◆ **Data entries**
###

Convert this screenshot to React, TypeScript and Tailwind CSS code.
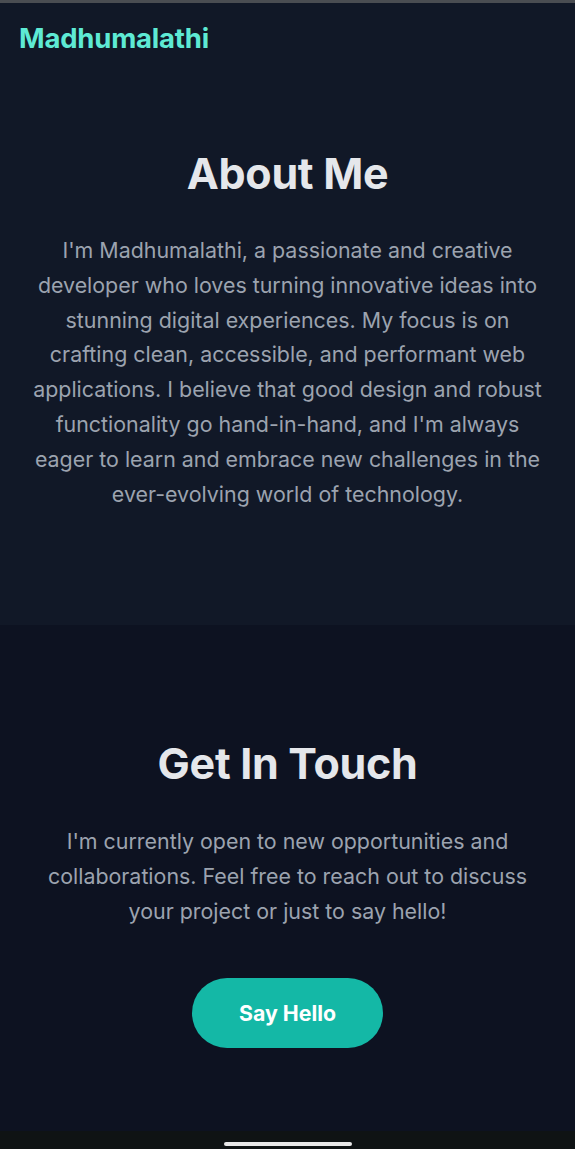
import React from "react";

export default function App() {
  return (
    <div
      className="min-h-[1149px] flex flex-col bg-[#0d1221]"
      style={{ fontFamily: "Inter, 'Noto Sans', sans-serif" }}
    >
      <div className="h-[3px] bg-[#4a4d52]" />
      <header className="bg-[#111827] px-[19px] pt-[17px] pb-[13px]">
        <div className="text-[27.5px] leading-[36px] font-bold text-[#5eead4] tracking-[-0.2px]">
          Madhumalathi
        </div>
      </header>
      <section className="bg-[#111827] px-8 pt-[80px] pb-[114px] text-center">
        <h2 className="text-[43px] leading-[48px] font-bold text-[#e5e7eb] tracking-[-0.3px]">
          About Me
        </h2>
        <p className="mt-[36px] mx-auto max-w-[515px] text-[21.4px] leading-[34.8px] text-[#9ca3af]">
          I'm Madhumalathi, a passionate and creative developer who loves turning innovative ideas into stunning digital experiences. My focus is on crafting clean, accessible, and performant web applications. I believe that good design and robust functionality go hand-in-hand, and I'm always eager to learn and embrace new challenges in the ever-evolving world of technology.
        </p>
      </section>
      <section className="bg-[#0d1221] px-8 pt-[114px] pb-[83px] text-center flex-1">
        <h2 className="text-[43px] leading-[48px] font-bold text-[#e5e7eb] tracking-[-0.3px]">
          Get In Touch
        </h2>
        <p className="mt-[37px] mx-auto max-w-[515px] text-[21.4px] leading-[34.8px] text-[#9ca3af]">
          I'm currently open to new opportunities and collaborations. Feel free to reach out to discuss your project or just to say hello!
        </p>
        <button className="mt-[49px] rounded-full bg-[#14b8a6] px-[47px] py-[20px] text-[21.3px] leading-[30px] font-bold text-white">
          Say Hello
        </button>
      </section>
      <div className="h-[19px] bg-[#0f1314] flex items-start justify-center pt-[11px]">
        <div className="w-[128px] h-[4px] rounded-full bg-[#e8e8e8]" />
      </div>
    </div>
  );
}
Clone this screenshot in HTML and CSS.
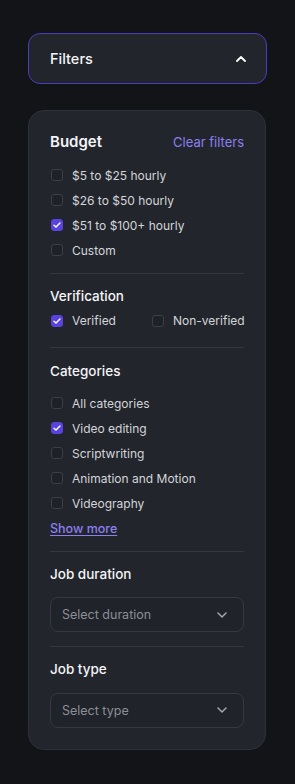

###

◆ **Exercise**
Quote every record above exactly, leaving out any pictures.

◆ **The output**
Convert this screenshot to React, TypeScript and Tailwind CSS code.
import React from "react";

export default function App() {
  return (
    <div
      className="min-h-[1149px] flex flex-col bg-[#0d1221]"
      style={{ fontFamily: "Inter, 'Noto Sans', sans-serif" }}
    >
      <div className="h-[3px] bg-[#4a4d52]" />
      <header className="bg-[#111827] px-[19px] pt-[17px] pb-[13px]">
        <div className="text-[27.5px] leading-[36px] font-bold text-[#5eead4] tracking-[-0.2px]">
          Madhumalathi
        </div>
      </header>
      <section className="bg-[#111827] px-8 pt-[80px] pb-[114px] text-center">
        <h2 className="text-[43px] leading-[48px] font-bold text-[#e5e7eb] tracking-[-0.3px]">
          About Me
        </h2>
        <p className="mt-[36px] mx-auto max-w-[515px] text-[21.4px] leading-[34.8px] text-[#9ca3af]">
          I'm Madhumalathi, a passionate and creative developer who loves turning innovative ideas into stunning digital experiences. My focus is on crafting clean, accessible, and performant web applications. I believe that good design and robust functionality go hand-in-hand, and I'm always eager to learn and embrace new challenges in the ever-evolving world of technology.
        </p>
      </section>
      <section className="bg-[#0d1221] px-8 pt-[114px] pb-[83px] text-center flex-1">
        <h2 className="text-[43px] leading-[48px] font-bold text-[#e5e7eb] tracking-[-0.3px]">
          Get In Touch
        </h2>
        <p className="mt-[37px] mx-auto max-w-[515px] text-[21.4px] leading-[34.8px] text-[#9ca3af]">
          I'm currently open to new opportunities and collaborations. Feel free to reach out to discuss your project or just to say hello!
        </p>
        <button className="mt-[49px] rounded-full bg-[#14b8a6] px-[47px] py-[20px] text-[21.3px] leading-[30px] font-bold text-white">
          Say Hello
        </button>
      </section>
      <div className="h-[19px] bg-[#0f1314] flex items-start justify-center pt-[11px]">
        <div className="w-[128px] h-[4px] rounded-full bg-[#e8e8e8]" />
      </div>
    </div>
  );
}
Clone this screenshot in HTML and CSS.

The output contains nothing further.